Cons May be over-abstraction for simple scenarios.

Use case: Swappable sorting algorithms or payment calculation strategies.

Template Method

Item Description
Key idea Define the skeleton of an algorithm in a superclass, letting subclasses implement specific steps.
Pros Reuse common behavior while allowing variations in subclasses.
Cons Can increase coupling between subclasses and the superclass, reducing flexibility.

Use case: Processing pipelines or sequences of operations with common steps.

Visitor

Item Description
Key idea Add new operations to object structures without changing the structures themselves.
Pros Makes adding new operations easy while keeping the object structure stable.
Cons Requires extending the element interfaces; structural changes to elements force visitor updates.

Use case: Traversal-based analyses on abstract syntax trees (e.g., type checking or optimization).

Practical caveats when adopting patterns

  1. Think first whether the pattern is really needed
    If the problem doesn't match the pattern, don't introduce it.

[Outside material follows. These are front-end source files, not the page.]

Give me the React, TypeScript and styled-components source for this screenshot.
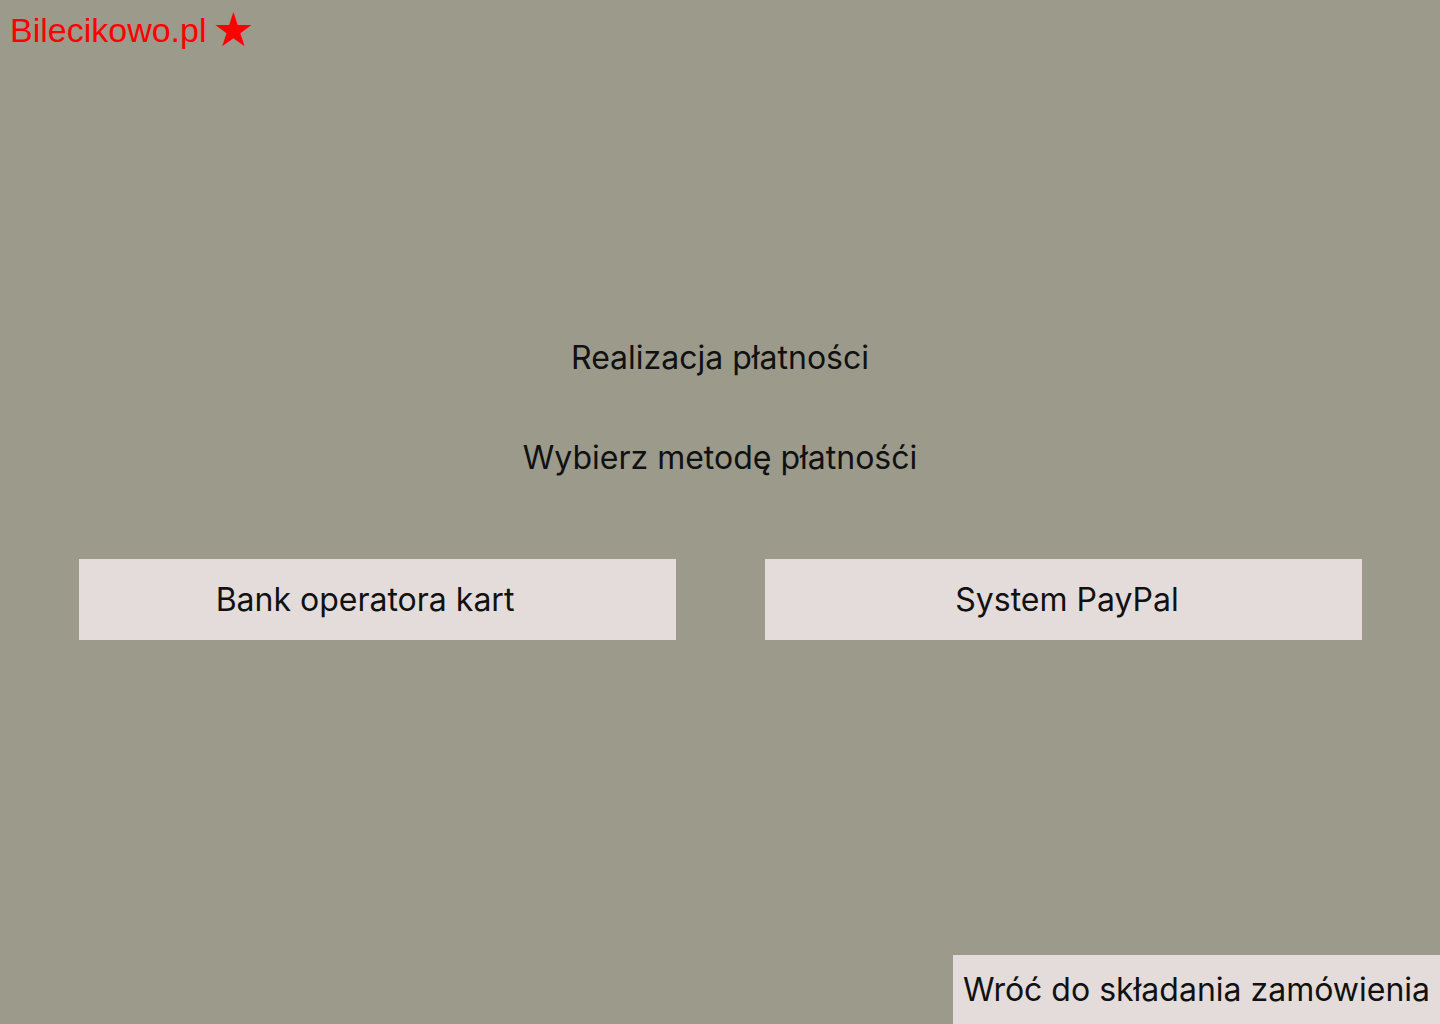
import React from "react";
import styled, { createGlobalStyle } from "styled-components";

const Global = createGlobalStyle`
  html, body { margin: 0; padding: 0; }
  body { background: #9b9a8b; }
  * { box-sizing: border-box; }
`;

const Page = styled.div`
  min-height: 1024px;
  display: flex;
  flex-direction: column;
  background: #9b9a8b;
  font-family: Inter, "Noto Sans", sans-serif;
  color: #111;
`;

const Header = styled.header`
  padding: 9px 0 0 10px;
  display: flex;
  align-items: center;
  height: 50px;
`;

const Logo = styled.a`
  font-family: "Liberation Sans", Arial, sans-serif;
  font-size: 34px;
  line-height: 40px;
  color: #ff0000;
  text-decoration: none;
  display: flex;
  align-items: center;
  gap: 6px;
`;

const Star = styled.span`
  font-family: "DejaVu Sans", sans-serif;
  font-size: 47px;
  line-height: 40px;
`;

const Main = styled.main`
  display: flex;
  flex-direction: column;
  align-items: center;
  padding-top: 288px;
`;

const Heading = styled.h1<{ $gap?: number }>`
  margin: 0 0 ${(p) => p.$gap ?? 0}px;
  font-size: 32px;
  font-weight: 400;
  line-height: 40px;
  text-align: center;
`;

const Options = styled.div`
  display: grid;
  grid-template-columns: 597px 597px;
  column-gap: 89px;
  justify-content: center;
  width: 100%;
`;

const OptionButton = styled.button<{ $shift: number }>`
  height: 81px;
  border: none;
  background: #e3dcdb;
  font-family: Inter, "Noto Sans", sans-serif;
  font-size: 32px;
  color: #111;
  cursor: pointer;
  padding: 0;
  padding-left: ${(p) => (p.$shift > 0 ? p.$shift * 2 : 0)}px;
  padding-right: ${(p) => (p.$shift < 0 ? -p.$shift * 2 : 0)}px;
`;

const Footer = styled.footer`
  margin-top: auto;
  display: flex;
  justify-content: flex-end;
`;

const BackButton = styled.button`
  height: 69px;
  border: none;
  background: #e3dcdb;
  font-family: Inter, "Noto Sans", sans-serif;
  font-size: 32px;
  color: #111;
  padding: 0 10px 0 10px;
  cursor: pointer;
`;

export default function App() {
  return (
    <>
      <Global />
      <Page>
        <Header>
          <Logo href="#">
            Bilecikowo.pl<Star>★</Star>
          </Logo>
        </Header>
        <Main>
          <Heading $gap={60}>Realizacja płatności</Heading>
          <Heading $gap={81}>Wybierz metodę płatnośći</Heading>
          <Options>
            <OptionButton $shift={-12}>Bank operatora kart</OptionButton>
            <OptionButton $shift={4}>System PayPal</OptionButton>
          </Options>
        </Main>
        <Footer>
          <BackButton>Wróć do składania zamówienia</BackButton>
        </Footer>
      </Page>
    </>
  );
}
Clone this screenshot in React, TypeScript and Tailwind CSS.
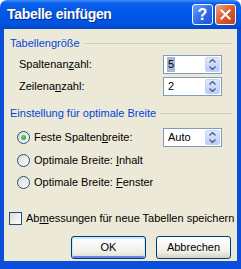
import React from 'react';

const font = { fontFamily: '"Liberation Sans", Arial, sans-serif' };

function Spin() {
  return (
    <div className="w-[15px] h-full flex flex-col rounded-[2px] overflow-hidden border border-[#c3d3fd] bg-[linear-gradient(to_bottom,#e0e9fc,#b9cdf7)]">
      <div className="flex-1 flex items-center justify-center">
        <svg width="7" height="4" viewBox="0 0 7 4">
          <path d="M0.5 3.5 L3.5 0.5 L6.5 3.5" fill="none" stroke="#4d6185" strokeWidth="1.4" />
        </svg>
      </div>
      <div className="flex-1 flex items-center justify-center">
        <svg width="7" height="4" viewBox="0 0 7 4">
          <path d="M0.5 0.5 L3.5 3.5 L6.5 0.5" fill="none" stroke="#4d6185" strokeWidth="1.4" />
        </svg>
      </div>
    </div>
  );
}

function SpinBox({ value, selected }: { value: string; selected?: boolean }) {
  return (
    <div className="w-[59px] h-[19px] border border-[#7f9db9] bg-white flex items-stretch p-[1px]">
      <div className="flex-1 flex items-center pl-[2px]">
        <span className={selected ? 'bg-[#a8b7d6] text-black px-[1px] leading-[15px]' : 'px-[1px]'}>{value}</span>
      </div>
      <Spin />
    </div>
  );
}

function Radio({ checked }: { checked?: boolean }) {
  return (
    <div className="w-[13px] h-[13px] shrink-0 rounded-full border border-[#1c5180] bg-[linear-gradient(135deg,#dcdcd5,#ffffff)] flex items-center justify-center">
      {checked && <div className="w-[5px] h-[5px] rounded-full bg-[radial-gradient(circle_at_35%_35%,#64d564,#1c9a1c)]" />}
    </div>
  );
}

function GroupHeader({ label }: { label: string }) {
  return (
    <div className="h-[14px] flex items-center pl-[6px] pr-[5px] gap-[4px]">
      <span className="text-[#0046d5] leading-[14px] whitespace-nowrap">{label}</span>
      <div className="flex-1 h-px bg-[#d0d0bf]" />
    </div>
  );
}

export default function App() {
  return (
    <div className="w-[241px] h-[269px] flex flex-col text-[11px] text-black whitespace-nowrap" style={font}>
      {/* Titelleiste */}
      <div className="h-[29px] rounded-t-[7px] flex items-center pl-[7px] pr-[5px] bg-[linear-gradient(to_bottom,#3b8cf6_0%,#0a5fea_12%,#0058e7_45%,#0054e0_80%,#0046c8_100%)]">
        <span className="flex-1 text-white font-bold text-[14px] tracking-[-0.3px] [text-shadow:1px_1px_0_#0a2a8a]">
          Tabelle einfügen
        </span>
        <div className="flex gap-[2px]">
          <div className="w-[21px] h-[21px] rounded-[3px] border border-white flex items-center justify-center bg-[linear-gradient(135deg,#6ea0fb,#2a66e4_60%,#1e55d0)]">
            <span className="text-white font-bold text-[16px] leading-none">?</span>
          </div>
          <div className="w-[21px] h-[21px] rounded-[3px] border border-white flex items-center justify-center bg-[linear-gradient(135deg,#f0a07d,#d9572e_55%,#c2401c)]">
            <svg width="11" height="11" viewBox="0 0 11 11">
              <path d="M1.5 1.5 L9.5 9.5 M9.5 1.5 L1.5 9.5" stroke="white" strokeWidth="2" strokeLinecap="square" />
            </svg>
          </div>
        </div>
      </div>

      {/* Rahmen + Inhalt */}
      <div className="flex-1 flex border-l-4 border-r-4 border-b-[8px] border-[#0b4ed9]">
        <div className="flex-1 min-w-0 overflow-hidden bg-[#ece9d8] flex flex-col pt-[7px]">
          <GroupHeader label="Tabellengröße" />

          <div className="mt-[5px] h-[19px] flex items-center justify-between pl-[15px] pr-[15px]">
            <span>
              Spaltenan<u>z</u>ahl:
            </span>
            <SpinBox value="5" selected />
          </div>
          <div className="mt-[3px] h-[19px] flex items-center justify-between pl-[15px] pr-[15px]">
            <span>
              Zeilena<u>n</u>zahl:
            </span>
            <SpinBox value="2" />
          </div>

          <div className="mt-[10px]">
            <GroupHeader label="Einstellung für optimale Breite" />
          </div>

          <div className="mt-[8px] h-[19px] flex items-center justify-between pl-[13px] pr-[15px]">
            <div className="flex items-center gap-[4px]">
              <Radio checked />
              <span>
                Feste Spalten<u>b</u>reite:
              </span>
            </div>
            <SpinBox value="Auto" />
          </div>
          <div className="mt-[4px] h-[19px] flex items-center gap-[4px] pl-[13px]">
            <Radio />
            <span>
              Optimale Breite: <u>I</u>nhalt
            </span>
          </div>
          <div className="mt-[3px] h-[19px] flex items-center gap-[4px] pl-[13px]">
            <Radio />
            <span>
              Optimale Breite: <u>F</u>enster
            </span>
          </div>

          <div className="mt-[17px] h-[19px] flex items-center gap-[4px] pl-[5px]">
            <div className="w-[13px] h-[13px] shrink-0 border border-[#1c5180] bg-[linear-gradient(135deg,#dcdcd5,#ffffff)]" />
            <span className="whitespace-nowrap">
              Ab<u>m</u>essungen für neue Tabellen speichern
            </span>
          </div>

          <div className="mt-[8px] flex justify-end gap-[10px] pr-[6px]">
            <button className="w-[75px] h-[23px] rounded-[3px] border border-[#003c74] bg-[linear-gradient(to_bottom,#ffffff,#f0f0ea_70%,#dcdad0)] shadow-[inset_0_1px_0_1px_#cee7ff,inset_0_-1px_0_1px_#6982ee]">
              OK
            </button>
            <button className="w-[75px] h-[23px] rounded-[3px] border border-[#003c74] bg-[linear-gradient(to_bottom,#ffffff,#f0f0ea_70%,#d6d0c5)]">
              Abbrechen
            </button>
          </div>
        </div>
      </div>
    </div>
  );
}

Simpler implementations are often sufficient.

  2. Check whether language or framework features already provide an alternative
    Functional and dynamic languages can often express GoF patterns more succinctly or render some patterns unnecessary.

  3. Prioritize testability and dependency management
    Be cautious with patterns that introduce global state or tight coupling.

  4. Document your choices
    Record why a pattern was adopted in README/design docs. This helps future refactors and reviews.

  5. Understand performance/maintenance trade-offs
    Indirection gives flexibility but can increase call overhead and cognitive load.

Conclusion

GoF design patterns are powerful tools, but it's important to apply them appropriately rather than blindly. Understand each pattern's intent and consider language features and existing frameworks before adopting one.

Design depends on experience and context. Patterns expand your "design vocabulary" but are not an end in themselves. Start applying patterns in small, deliberate ways and share knowledge with your team.

(These days it's rare not to be familiar with these patterns, but still.)